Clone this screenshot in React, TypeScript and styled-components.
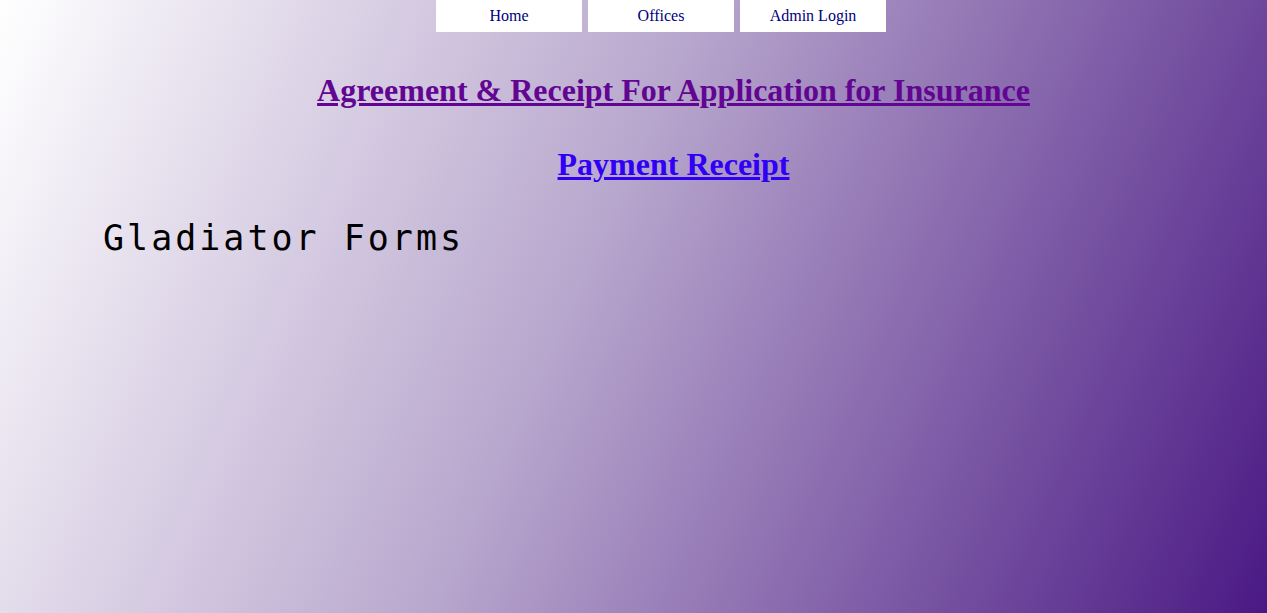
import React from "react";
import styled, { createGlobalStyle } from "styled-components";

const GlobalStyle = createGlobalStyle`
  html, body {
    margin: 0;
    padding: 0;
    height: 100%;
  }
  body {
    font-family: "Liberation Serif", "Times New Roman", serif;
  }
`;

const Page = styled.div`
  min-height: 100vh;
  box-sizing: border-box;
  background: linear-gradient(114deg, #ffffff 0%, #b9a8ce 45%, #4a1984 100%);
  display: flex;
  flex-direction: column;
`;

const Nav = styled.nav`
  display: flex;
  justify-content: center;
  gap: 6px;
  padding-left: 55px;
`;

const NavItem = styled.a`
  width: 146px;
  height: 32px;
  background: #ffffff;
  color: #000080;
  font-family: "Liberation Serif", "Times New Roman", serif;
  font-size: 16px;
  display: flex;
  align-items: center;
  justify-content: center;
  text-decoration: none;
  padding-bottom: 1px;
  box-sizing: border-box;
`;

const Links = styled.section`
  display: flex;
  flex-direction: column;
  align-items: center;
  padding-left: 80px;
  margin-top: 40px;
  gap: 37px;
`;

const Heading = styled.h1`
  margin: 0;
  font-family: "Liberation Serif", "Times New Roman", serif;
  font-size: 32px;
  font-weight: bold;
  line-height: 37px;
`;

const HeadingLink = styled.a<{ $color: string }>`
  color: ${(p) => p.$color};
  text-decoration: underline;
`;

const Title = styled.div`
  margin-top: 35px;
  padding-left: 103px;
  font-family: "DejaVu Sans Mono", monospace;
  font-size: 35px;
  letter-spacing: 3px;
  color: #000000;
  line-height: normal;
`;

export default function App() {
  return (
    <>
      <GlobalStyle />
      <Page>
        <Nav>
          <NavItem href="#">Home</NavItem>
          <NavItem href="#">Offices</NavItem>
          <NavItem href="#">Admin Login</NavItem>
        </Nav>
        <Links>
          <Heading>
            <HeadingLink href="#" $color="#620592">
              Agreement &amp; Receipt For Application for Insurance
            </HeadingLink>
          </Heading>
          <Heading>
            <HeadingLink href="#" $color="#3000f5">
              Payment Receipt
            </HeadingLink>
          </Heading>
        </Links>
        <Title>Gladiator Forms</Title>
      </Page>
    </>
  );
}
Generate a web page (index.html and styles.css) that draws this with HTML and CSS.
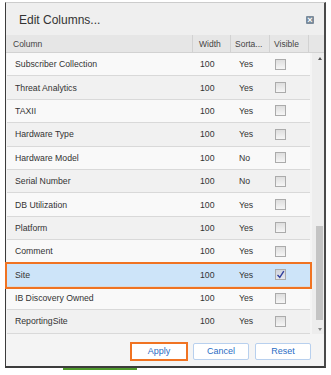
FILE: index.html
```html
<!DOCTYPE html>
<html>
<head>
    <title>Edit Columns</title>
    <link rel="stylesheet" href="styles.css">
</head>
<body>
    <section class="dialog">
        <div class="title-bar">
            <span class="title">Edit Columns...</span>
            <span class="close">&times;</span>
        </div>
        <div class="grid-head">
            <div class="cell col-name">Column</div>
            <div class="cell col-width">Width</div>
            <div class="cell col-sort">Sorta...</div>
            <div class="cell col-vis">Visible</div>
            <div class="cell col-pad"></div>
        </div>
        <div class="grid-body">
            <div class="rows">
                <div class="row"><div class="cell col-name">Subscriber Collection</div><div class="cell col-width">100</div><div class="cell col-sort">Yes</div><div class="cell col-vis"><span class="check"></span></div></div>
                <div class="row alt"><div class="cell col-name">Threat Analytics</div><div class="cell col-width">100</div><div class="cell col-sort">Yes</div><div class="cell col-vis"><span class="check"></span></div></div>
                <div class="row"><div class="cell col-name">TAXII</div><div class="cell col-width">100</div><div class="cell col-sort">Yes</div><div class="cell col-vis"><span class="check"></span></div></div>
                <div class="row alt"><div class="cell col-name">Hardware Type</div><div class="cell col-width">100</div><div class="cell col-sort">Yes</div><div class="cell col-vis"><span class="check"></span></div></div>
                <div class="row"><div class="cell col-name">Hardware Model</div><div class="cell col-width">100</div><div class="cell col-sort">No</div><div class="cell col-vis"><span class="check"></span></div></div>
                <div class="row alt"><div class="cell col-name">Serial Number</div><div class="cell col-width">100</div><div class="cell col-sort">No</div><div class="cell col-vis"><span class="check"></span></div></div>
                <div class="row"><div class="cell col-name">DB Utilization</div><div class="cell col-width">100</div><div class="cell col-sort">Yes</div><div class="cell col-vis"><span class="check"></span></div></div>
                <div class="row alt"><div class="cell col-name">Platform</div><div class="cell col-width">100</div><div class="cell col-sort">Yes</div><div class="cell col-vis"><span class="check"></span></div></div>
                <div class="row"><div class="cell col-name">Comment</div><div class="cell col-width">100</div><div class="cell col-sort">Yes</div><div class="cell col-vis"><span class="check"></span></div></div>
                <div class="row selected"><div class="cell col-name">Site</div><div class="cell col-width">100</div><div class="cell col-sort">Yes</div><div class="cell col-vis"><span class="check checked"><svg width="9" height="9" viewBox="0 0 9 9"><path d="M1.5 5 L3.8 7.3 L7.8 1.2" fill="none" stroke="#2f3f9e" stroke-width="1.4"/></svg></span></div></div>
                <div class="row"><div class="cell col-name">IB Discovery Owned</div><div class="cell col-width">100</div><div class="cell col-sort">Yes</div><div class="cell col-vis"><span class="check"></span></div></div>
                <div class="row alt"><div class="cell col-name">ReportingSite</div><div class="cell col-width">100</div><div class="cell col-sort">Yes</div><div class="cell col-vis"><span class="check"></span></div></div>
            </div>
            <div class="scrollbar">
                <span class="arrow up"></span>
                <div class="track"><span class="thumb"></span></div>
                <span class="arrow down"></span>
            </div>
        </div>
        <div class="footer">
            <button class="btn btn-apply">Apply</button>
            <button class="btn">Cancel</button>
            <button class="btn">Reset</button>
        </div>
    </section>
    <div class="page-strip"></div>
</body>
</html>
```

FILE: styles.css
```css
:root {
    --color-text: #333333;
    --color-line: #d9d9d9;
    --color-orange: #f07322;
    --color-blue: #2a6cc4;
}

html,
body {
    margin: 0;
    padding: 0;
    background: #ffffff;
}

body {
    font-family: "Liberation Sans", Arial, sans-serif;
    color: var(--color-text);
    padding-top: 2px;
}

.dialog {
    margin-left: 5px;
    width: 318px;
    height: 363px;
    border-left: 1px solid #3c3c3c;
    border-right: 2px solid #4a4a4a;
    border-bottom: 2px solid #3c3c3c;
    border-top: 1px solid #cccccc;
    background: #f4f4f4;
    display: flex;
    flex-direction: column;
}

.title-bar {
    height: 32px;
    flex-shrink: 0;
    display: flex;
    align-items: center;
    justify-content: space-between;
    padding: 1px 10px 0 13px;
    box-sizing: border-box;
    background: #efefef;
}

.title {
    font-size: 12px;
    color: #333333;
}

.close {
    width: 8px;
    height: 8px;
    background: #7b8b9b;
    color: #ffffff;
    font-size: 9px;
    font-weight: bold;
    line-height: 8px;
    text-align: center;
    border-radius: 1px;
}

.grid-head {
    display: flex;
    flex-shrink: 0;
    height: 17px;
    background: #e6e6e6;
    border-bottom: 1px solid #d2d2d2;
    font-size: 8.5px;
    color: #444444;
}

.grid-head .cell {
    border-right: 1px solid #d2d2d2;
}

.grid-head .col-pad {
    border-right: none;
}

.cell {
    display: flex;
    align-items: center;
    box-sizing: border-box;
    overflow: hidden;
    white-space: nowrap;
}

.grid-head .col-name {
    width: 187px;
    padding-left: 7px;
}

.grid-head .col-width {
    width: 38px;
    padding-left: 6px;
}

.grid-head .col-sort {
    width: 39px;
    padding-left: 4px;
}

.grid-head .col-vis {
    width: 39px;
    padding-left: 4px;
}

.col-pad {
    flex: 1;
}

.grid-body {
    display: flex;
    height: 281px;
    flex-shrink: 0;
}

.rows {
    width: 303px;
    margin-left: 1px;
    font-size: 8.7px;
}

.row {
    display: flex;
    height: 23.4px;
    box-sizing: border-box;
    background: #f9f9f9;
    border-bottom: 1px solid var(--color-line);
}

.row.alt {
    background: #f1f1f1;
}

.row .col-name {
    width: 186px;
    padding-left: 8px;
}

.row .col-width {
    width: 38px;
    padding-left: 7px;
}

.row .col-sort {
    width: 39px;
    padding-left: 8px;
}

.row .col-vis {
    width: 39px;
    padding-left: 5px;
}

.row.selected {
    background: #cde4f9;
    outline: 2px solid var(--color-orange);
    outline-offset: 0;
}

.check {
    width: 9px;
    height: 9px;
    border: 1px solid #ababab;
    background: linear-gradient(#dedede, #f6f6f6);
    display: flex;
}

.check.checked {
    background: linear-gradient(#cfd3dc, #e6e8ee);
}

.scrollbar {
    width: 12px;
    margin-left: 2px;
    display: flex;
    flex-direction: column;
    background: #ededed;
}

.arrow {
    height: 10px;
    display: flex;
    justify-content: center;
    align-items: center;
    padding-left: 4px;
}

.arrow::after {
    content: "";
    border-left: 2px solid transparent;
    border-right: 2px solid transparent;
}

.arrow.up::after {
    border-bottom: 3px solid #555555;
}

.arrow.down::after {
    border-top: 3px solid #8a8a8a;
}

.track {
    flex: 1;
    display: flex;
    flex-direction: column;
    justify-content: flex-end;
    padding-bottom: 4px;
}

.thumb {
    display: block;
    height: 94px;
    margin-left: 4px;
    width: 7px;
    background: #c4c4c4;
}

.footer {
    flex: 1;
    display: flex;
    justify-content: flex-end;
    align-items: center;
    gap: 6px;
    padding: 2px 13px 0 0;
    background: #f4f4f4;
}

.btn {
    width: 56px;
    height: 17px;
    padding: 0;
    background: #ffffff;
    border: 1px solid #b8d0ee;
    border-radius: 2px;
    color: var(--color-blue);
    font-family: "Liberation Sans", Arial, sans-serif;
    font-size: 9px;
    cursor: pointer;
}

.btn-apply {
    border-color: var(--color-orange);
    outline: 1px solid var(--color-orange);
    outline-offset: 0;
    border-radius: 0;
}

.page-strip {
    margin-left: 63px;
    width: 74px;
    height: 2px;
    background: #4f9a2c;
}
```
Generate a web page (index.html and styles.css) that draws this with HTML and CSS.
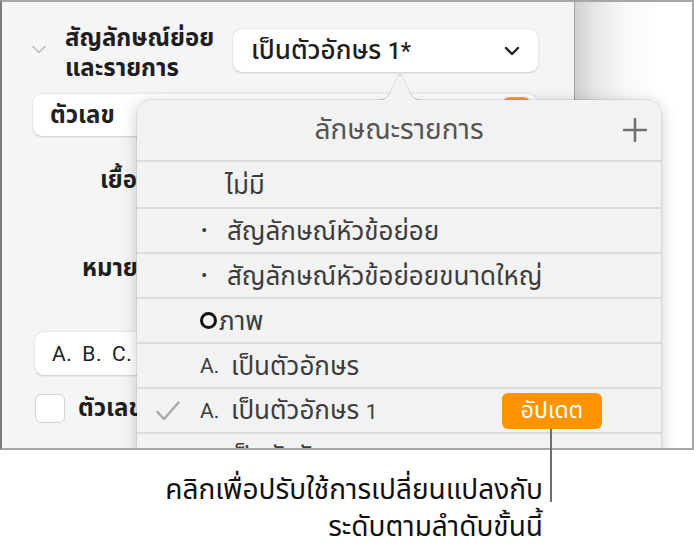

_ _ _ _ _

▶ Exercise description
Copy all lines from the listing that contain "styles".

▶ Final result
Generate a web page (index.html and styles.css) that draws this with HTML and CSS.
    <link rel="stylesheet" href="styles.css">
FILE: styles.css
Generate a web page (index.html and styles.css) that draws this with HTML and CSS.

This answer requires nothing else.